Pour les 30 ans de la signature du mémorandum, le président ukrainien dénonçait encore un "document n'a pas fonctionné un seul jour". "Et grâce à cela, chacun dans le monde saura désormais qu’une simple signature – de n’importe quel État – ou des assurances ou des promesses ne suffisent pas à garantir la sécurité", ajoutait-il.

Si le mémorandum de Budapest n'a pas arrêté les chars russes, c'est parce qu'il n'engageait pas concrètement les signataires à intervenir en cas de violation des engagements pris. Il prévoyait simplement des consultations entre les parties et un recours au Conseil de sécurité des Nations Unies.

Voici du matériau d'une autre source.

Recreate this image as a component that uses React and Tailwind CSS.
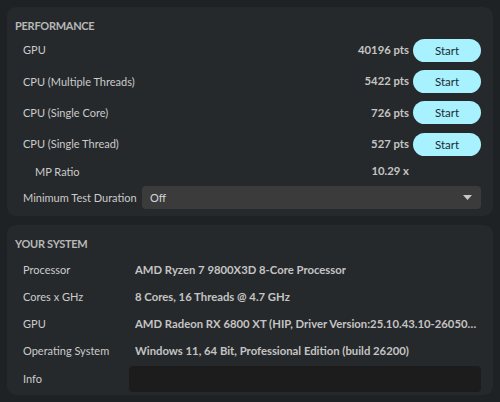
import React from "react";

const benchmarks = [
  { label: "GPU", score: "40196 pts" },
  { label: "CPU (Multiple Threads)", score: "5422 pts" },
  { label: "CPU (Single Core)", score: "726 pts" },
  { label: "CPU (Single Thread)", score: "527 pts" },
];

const system = [
  { label: "Processor", value: "AMD Ryzen 7 9800X3D 8-Core Processor" },
  { label: "Cores x GHz", value: "8 Cores, 16 Threads @ 4.7 GHz" },
  {
    label: "GPU",
    value: "AMD Radeon RX 6800 XT (HIP, Driver Version:25.10.43.10-2605061519)",
  },
  {
    label: "Operating System",
    value: "Windows 11, 64 Bit, Professional Edition (build 26200)",
  },
];

const SectionTitle = ({ children }) => (
  <h2 className="text-[11px] font-bold uppercase text-[#b8b8b8] tracking-tight leading-none">
    {children}
  </h2>
);

export default function App() {
  return (
    <div
      className="w-[500px] h-[402px] bg-[#1f2224] p-[7px] flex flex-col gap-[9px] text-[11px] text-[#cbcbcb]"
      style={{ fontFamily: "Lato, 'Noto Sans', sans-serif" }}
    >
      <section className="h-[209px] rounded-[9px] bg-[#26292b] pl-2 pr-3 pt-[13px]">
        <SectionTitle>Performance</SectionTitle>
        <div className="mt-[4px] flex flex-col">
          {benchmarks.map((b) => (
            <div key={b.label} className="flex items-center h-[31.2px] pl-2">
              <span className="flex-1 whitespace-nowrap">{b.label}</span>
              <span className="font-bold text-[11.3px] text-[#c4c4c4] mr-[4px]">{b.score}</span>
              <button className="w-[68px] h-[23px] rounded-full bg-[#a8f1ff] text-[#1e2a30] text-[11.5px]">
                Start
              </button>
            </div>
          ))}
          <div className="flex items-center h-[24px] pl-5">
            <span className="flex-1">MP Ratio</span>
            <span className="font-bold text-[11.3px] text-[#c4c4c4] mr-[72px]">10.29 x</span>
          </div>
          <div className="flex items-center h-[28px] pl-2">
            <span className="w-[119px] shrink-0 whitespace-nowrap">Minimum Test Duration</span>
            <div className="flex-1 h-[23px] rounded-[4px] bg-[#3b3b3b] flex items-center px-2">
              <span className="flex-1 text-[#d6d6d6]">Off</span>
              <svg width="9" height="5" viewBox="0 0 9 5" className="mr-[1px]">
                <path d="M0 0h9L4.5 5z" fill="#c8c8c8" />
              </svg>
            </div>
          </div>
        </div>
      </section>

      <section className="flex-1 rounded-[9px] bg-[#26292b] pl-2 pr-3 pt-[13px]">
        <SectionTitle>Your System</SectionTitle>
        <div className="mt-[8px] flex flex-col">
          {system.map((s) => (
            <div key={s.label} className="flex items-center h-[27px] pl-2">
              <span className="w-[112px] shrink-0">{s.label}</span>
              <span className="font-bold text-[11.3px] text-[#c4c4c4] truncate">{s.value}</span>
            </div>
          ))}
          <div className="flex items-center h-[28px] pl-2">
            <span className="w-[106px] shrink-0">Info</span>
            <div className="flex-1 h-[26px] rounded-[4px] bg-[#1c1c1c]" />
          </div>
        </div>
      </section>
    </div>
  );
}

Cet angle mort s'explique notamment par le contexte dans lequel le texte a été rédigé. "On a l'époque une Russie dirigée par Boris Eltsine qui est très affaiblie et explose de partout. Les Occidentaux considéraient qu'on avait gagné la guerre froide et que c'était une affaire réglée", contextualise le général Pellistrandi. Quant à l'Ukraine, "elle était dominée par les oligarques et ne suscitait pas un fort intérêt de l'Ouest".

Politique américaine de non-intervention

"L'argument juridique a été le prétexte, à mon avis assez fallacieux, utilisé par les Américains et les Britanniques pour ne pas intervenir en 2014" lors de l'annexion de Crimée, avance de son côté Nicolas Tenzer, enseignant en géostratégie à Sciences Po.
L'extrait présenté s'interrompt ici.